-- START OF DATA SEGMENT --
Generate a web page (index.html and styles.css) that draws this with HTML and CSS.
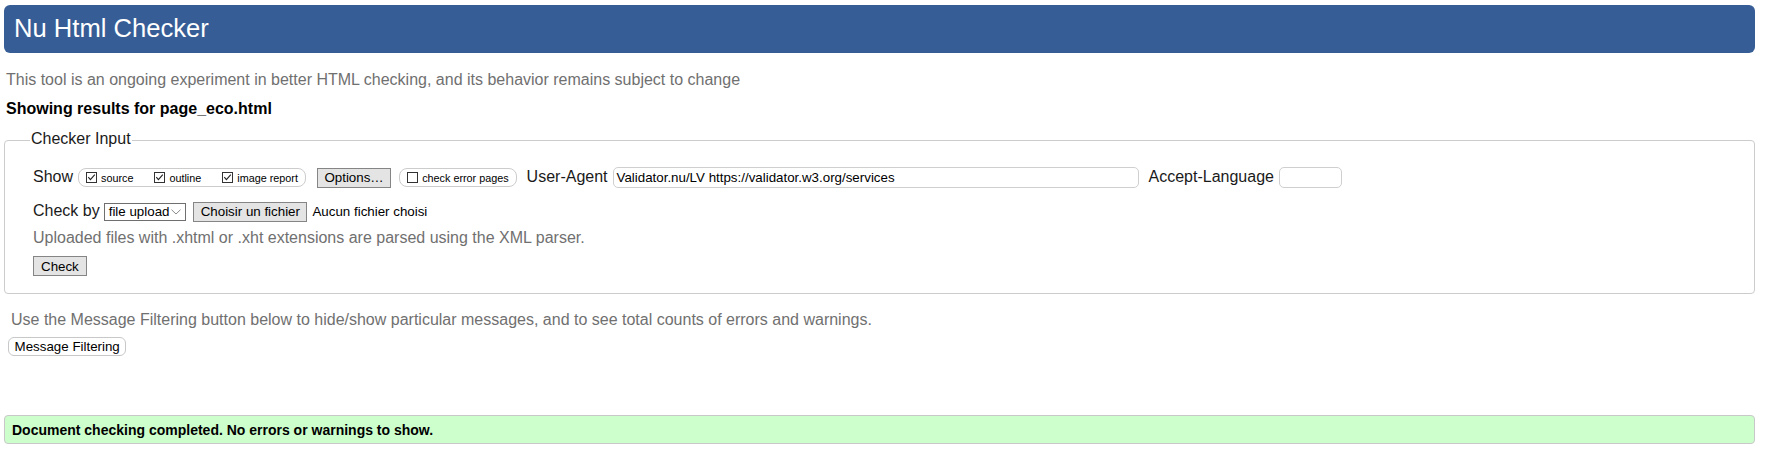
FILE: index.html
```html
<!DOCTYPE html>
<html lang="en">
<head>
<meta charset="utf-8">
<title>Nu Html Checker</title>
<link rel="stylesheet" href="styles.css">
</head>
<body>
<div class="page">
  <h1 class="title">Nu Html Checker</h1>
  <p class="tagline">This tool is an ongoing experiment in better HTML checking, and its behavior remains subject to change</p>
  <p class="results-for">Showing results for page_eco.html</p>

  <fieldset class="checker">
    <legend class="legend">Checker Input</legend>
    <div class="row">
      <span class="label">Show</span>
      <span class="group group-show">
        <span class="opt">
          <svg class="cb" viewBox="0 0 11 11"><rect x="0.5" y="0.5" width="10" height="10" fill="#fff" stroke="#333"/><path d="M2.3 5.2 L4.4 7.6 L8.8 2.6" fill="none" stroke="#222" stroke-width="1.1"/></svg>
          <span>source</span>
        </span>
        <span class="opt">
          <svg class="cb" viewBox="0 0 11 11"><rect x="0.5" y="0.5" width="10" height="10" fill="#fff" stroke="#333"/><path d="M2.3 5.2 L4.4 7.6 L8.8 2.6" fill="none" stroke="#222" stroke-width="1.1"/></svg>
          <span>outline</span>
        </span>
        <span class="opt">
          <svg class="cb" viewBox="0 0 11 11"><rect x="0.5" y="0.5" width="10" height="10" fill="#fff" stroke="#333"/><path d="M2.3 5.2 L4.4 7.6 L8.8 2.6" fill="none" stroke="#222" stroke-width="1.1"/></svg>
          <span>image report</span>
        </span>
      </span>
      <span class="btn btn-options">Options…</span>
      <span class="group group-err">
        <span class="opt">
          <svg class="cb" viewBox="0 0 11 11"><rect x="0.5" y="0.5" width="10" height="10" fill="#fff" stroke="#333"/></svg>
          <span>check error pages</span>
        </span>
      </span>
      <span class="label label-ua">User-Agent</span>
      <span class="field field-ua">Validator.nu/LV https://validator.w3.org/services</span>
      <span class="label label-al">Accept-Language</span>
      <span class="field field-al"></span>
    </div>
    <div class="row row-check">
      <span class="label">Check by</span>
      <span class="select">file upload<svg class="chev" viewBox="0 0 10 6"><path d="M0.5 0.7 L5 5 L9.5 0.7" fill="none" stroke="#8a8a8a"/></svg></span>
      <span class="btn btn-file">Choisir un fichier</span>
      <span class="file-none">Aucun fichier choisi</span>
    </div>
    <p class="hint hint-upload">Uploaded files with .xhtml or .xht extensions are parsed using the XML parser.</p>
    <span class="btn btn-check">Check</span>
  </fieldset>

  <p class="hint hint-filter">Use the Message Filtering button below to hide/show particular messages, and to see total counts of errors and warnings.</p>
  <span class="pill">Message Filtering</span>

  <div class="success">Document checking completed. No errors or warnings to show.</div>
</div>
</body>
</html>
```

FILE: styles.css
```css
* {
  box-sizing: border-box;
}

html,
body {
  margin: 0;
  background: #fff;
}

body {
  font-family: "Liberation Sans", Arial, sans-serif;
  color: #000;
}

.page {
  padding: 5px 27px 0 4px;
}

.title {
  margin: 0;
  height: 48px;
  padding: 0 0 2px 10px;
  background: #365d95;
  color: #fff;
  border-radius: 6px;
  font-size: 25.6px;
  font-weight: normal;
  line-height: 46px;
}

.tagline {
  margin: 18px 0 0 2px;
  font-size: 16px;
  line-height: 18px;
  color: #707070;
}

.results-for {
  margin: 11px 0 0 2px;
  font-size: 16px;
  line-height: 18px;
  font-weight: bold;
}

.checker {
  display: block;
  margin: 12px 0 0;
  padding: 16px 28px 17px;
  border: 1px solid #cccccc;
  border-radius: 4px;
  min-width: 0;
}

.legend {
  margin-left: -3px;
  padding: 0 1px 3px;
  font-size: 16px;
  line-height: 18px;
  color: #1a1a1a;
}

.row {
  display: flex;
  align-items: center;
  height: 21px;
}

.row-check {
  margin-top: 13px;
}

.label {
  font-size: 16px;
  line-height: 18px;
  color: #1a1a1a;
  margin-bottom: 2px;
  white-space: nowrap;
}

.group {
  display: flex;
  align-items: center;
  height: 19px;
  border: 1px solid #cccccc;
  border-radius: 8px;
  padding: 0 7px 0 7px;
  font-size: 10.8px;
  line-height: 13px;
  color: #000;
  white-space: nowrap;
}

.group-show {
  margin-left: 5px;
}

.group-err {
  margin-left: 8px;
}

.opt {
  display: flex;
  align-items: center;
  gap: 4px;
}

.opt + .opt {
  margin-left: 21px;
}

.cb {
  width: 11px;
  height: 11px;
  flex: none;
}

.opt span {
  padding-top: 2px;
}

.btn {
  display: inline-flex;
  align-items: center;
  height: 20px;
  padding: 0 7px;
  border: 1px solid #858585;
  background: #e4e4e4;
  font-size: 13.33px;
  color: #000;
  white-space: nowrap;
}

.btn-options {
  margin-left: 11px;
  padding: 0 6.5px;
}

.label-ua {
  margin-left: 10px;
}

.field {
  display: flex;
  align-items: center;
  height: 21px;
  border: 1px solid #cfcfcf;
  border-radius: 5px;
  padding: 0 3px;
  font-size: 13.33px;
  color: #000;
  white-space: nowrap;
}

.field-ua {
  margin-left: 5px;
  width: 526px;
}

.label-al {
  margin-left: 10px;
}

.field-al {
  margin-left: 5.5px;
  width: 63px;
}

.select {
  display: flex;
  align-items: center;
  margin-left: 4px;
  width: 82px;
  height: 18px;
  padding: 0 0 0 4px;
  border: 1px solid #6f6f6f;
  background: #fff;
  font-size: 13.33px;
  white-space: nowrap;
}

.chev {
  width: 10px;
  height: 6px;
  margin-left: 2px;
}

.btn-file {
  margin-left: 7.5px;
  padding: 0 6.5px;
}

.file-none {
  margin-left: 5px;
  font-size: 13.33px;
  white-space: nowrap;
}

.hint {
  font-size: 16px;
  line-height: 18px;
  color: #707070;
}

.hint-upload {
  margin: 7px 0 0;
}

.btn-check {
  margin-top: 9px;
}

.hint-filter {
  margin: 17px 0 0 7px;
}

.pill {
  display: inline-flex;
  align-items: center;
  margin: 8px 0 0 4px;
  height: 19px;
  padding: 0 5.6px;
  border: 1px solid #c8c8c8;
  border-radius: 6px;
  background: #fff;
  font-size: 13.33px;
  white-space: nowrap;
}

.success {
  margin-top: 59px;
  height: 29px;
  padding: 1px 0 0 7px;
  border: 1px solid #c8c8c8;
  border-radius: 4px;
  background: #ccffcc;
  font-size: 14px;
  font-weight: bold;
  line-height: 26px;
}
```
-- END OF DATA SEGMENT --
◆ REQUIREMENT: Copy all the lines of data exactly as they appear, dropping any images.

◆ WRITTEN ANSWER:
Generate a web page (index.html and styles.css) that draws this with HTML and CSS.
FILE: index.html
```html
<!DOCTYPE html>
<html lang="en">
<head>
<meta charset="utf-8">
<title>Nu Html Checker</title>
<link rel="stylesheet" href="styles.css">
</head>
<body>
<div class="page">
  <h1 class="title">Nu Html Checker</h1>
  <p class="tagline">This tool is an ongoing experiment in better HTML checking, and its behavior remains subject to change</p>
  <p class="results-for">Showing results for page_eco.html</p>

  <fieldset class="checker">
    <legend class="legend">Checker Input</legend>
    <div class="row">
      <span class="label">Show</span>
      <span class="group group-show">
        <span class="opt">
          <svg class="cb" viewBox="0 0 11 11"><rect x="0.5" y="0.5" width="10" height="10" fill="#fff" stroke="#333"/><path d="M2.3 5.2 L4.4 7.6 L8.8 2.6" fill="none" stroke="#222" stroke-width="1.1"/></svg>
          <span>source</span>
        </span>
        <span class="opt">
          <svg class="cb" viewBox="0 0 11 11"><rect x="0.5" y="0.5" width="10" height="10" fill="#fff" stroke="#333"/><path d="M2.3 5.2 L4.4 7.6 L8.8 2.6" fill="none" stroke="#222" stroke-width="1.1"/></svg>
          <span>outline</span>
        </span>
        <span class="opt">
          <svg class="cb" viewBox="0 0 11 11"><rect x="0.5" y="0.5" width="10" height="10" fill="#fff" stroke="#333"/><path d="M2.3 5.2 L4.4 7.6 L8.8 2.6" fill="none" stroke="#222" stroke-width="1.1"/></svg>
          <span>image report</span>
        </span>
      </span>
      <span class="btn btn-options">Options…</span>
      <span class="group group-err">
        <span class="opt">
          <svg class="cb" viewBox="0 0 11 11"><rect x="0.5" y="0.5" width="10" height="10" fill="#fff" stroke="#333"/></svg>
          <span>check error pages</span>
        </span>
      </span>
      <span class="label label-ua">User-Agent</span>
      <span class="field field-ua">Validator.nu/LV https://validator.w3.org/services</span>
      <span class="label label-al">Accept-Language</span>
      <span class="field field-al"></span>
    </div>
    <div class="row row-check">
      <span class="label">Check by</span>
      <span class="select">file upload<svg class="chev" viewBox="0 0 10 6"><path d="M0.5 0.7 L5 5 L9.5 0.7" fill="none" stroke="#8a8a8a"/></svg></span>
      <span class="btn btn-file">Choisir un fichier</span>
      <span class="file-none">Aucun fichier choisi</span>
    </div>
    <p class="hint hint-upload">Uploaded files with .xhtml or .xht extensions are parsed using the XML parser.</p>
    <span class="btn btn-check">Check</span>
  </fieldset>

  <p class="hint hint-filter">Use the Message Filtering button below to hide/show particular messages, and to see total counts of errors and warnings.</p>
  <span class="pill">Message Filtering</span>

  <div class="success">Document checking completed. No errors or warnings to show.</div>
</div>
</body>
</html>
```

FILE: styles.css
```css
* {
  box-sizing: border-box;
}

html,
body {
  margin: 0;
  background: #fff;
}

body {
  font-family: "Liberation Sans", Arial, sans-serif;
  color: #000;
}

.page {
  padding: 5px 27px 0 4px;
}

.title {
  margin: 0;
  height: 48px;
  padding: 0 0 2px 10px;
  background: #365d95;
  color: #fff;
  border-radius: 6px;
  font-size: 25.6px;
  font-weight: normal;
  line-height: 46px;
}

.tagline {
  margin: 18px 0 0 2px;
  font-size: 16px;
  line-height: 18px;
  color: #707070;
}

.results-for {
  margin: 11px 0 0 2px;
  font-size: 16px;
  line-height: 18px;
  font-weight: bold;
}

.checker {
  display: block;
  margin: 12px 0 0;
  padding: 16px 28px 17px;
  border: 1px solid #cccccc;
  border-radius: 4px;
  min-width: 0;
}

.legend {
  margin-left: -3px;
  padding: 0 1px 3px;
  font-size: 16px;
  line-height: 18px;
  color: #1a1a1a;
}

.row {
  display: flex;
  align-items: center;
  height: 21px;
}

.row-check {
  margin-top: 13px;
}

.label {
  font-size: 16px;
  line-height: 18px;
  color: #1a1a1a;
  margin-bottom: 2px;
  white-space: nowrap;
}

.group {
  display: flex;
  align-items: center;
  height: 19px;
  border: 1px solid #cccccc;
  border-radius: 8px;
  padding: 0 7px 0 7px;
  font-size: 10.8px;
  line-height: 13px;
  color: #000;
  white-space: nowrap;
}

.group-show {
  margin-left: 5px;
}

.group-err {
  margin-left: 8px;
}

.opt {
  display: flex;
  align-items: center;
  gap: 4px;
}

.opt + .opt {
  margin-left: 21px;
}

.cb {
  width: 11px;
  height: 11px;
  flex: none;
}

.opt span {
  padding-top: 2px;
}

.btn {
  display: inline-flex;
  align-items: center;
  height: 20px;
  padding: 0 7px;
  border: 1px solid #858585;
  background: #e4e4e4;
  font-size: 13.33px;
  color: #000;
  white-space: nowrap;
}

.btn-options {
  margin-left: 11px;
  padding: 0 6.5px;
}

.label-ua {
  margin-left: 10px;
}

.field {
  display: flex;
  align-items: center;
  height: 21px;
  border: 1px solid #cfcfcf;
  border-radius: 5px;
  padding: 0 3px;
  font-size: 13.33px;
  color: #000;
  white-space: nowrap;
}

.field-ua {
  margin-left: 5px;
  width: 526px;
}

.label-al {
  margin-left: 10px;
}

.field-al {
  margin-left: 5.5px;
  width: 63px;
}

.select {
  display: flex;
  align-items: center;
  margin-left: 4px;
  width: 82px;
  height: 18px;
  padding: 0 0 0 4px;
  border: 1px solid #6f6f6f;
  background: #fff;
  font-size: 13.33px;
  white-space: nowrap;
}

.chev {
  width: 10px;
  height: 6px;
  margin-left: 2px;
}

.btn-file {
  margin-left: 7.5px;
  padding: 0 6.5px;
}

.file-none {
  margin-left: 5px;
  font-size: 13.33px;
  white-space: nowrap;
}

.hint {
  font-size: 16px;
  line-height: 18px;
  color: #707070;
}

.hint-upload {
  margin: 7px 0 0;
}

.btn-check {
  margin-top: 9px;
}

.hint-filter {
  margin: 17px 0 0 7px;
}

.pill {
  display: inline-flex;
  align-items: center;
  margin: 8px 0 0 4px;
  height: 19px;
  padding: 0 5.6px;
  border: 1px solid #c8c8c8;
  border-radius: 6px;
  background: #fff;
  font-size: 13.33px;
  white-space: nowrap;
}

.success {
  margin-top: 59px;
  height: 29px;
  padding: 1px 0 0 7px;
  border: 1px solid #c8c8c8;
  border-radius: 4px;
  background: #ccffcc;
  font-size: 14px;
  font-weight: bold;
  line-height: 26px;
}
```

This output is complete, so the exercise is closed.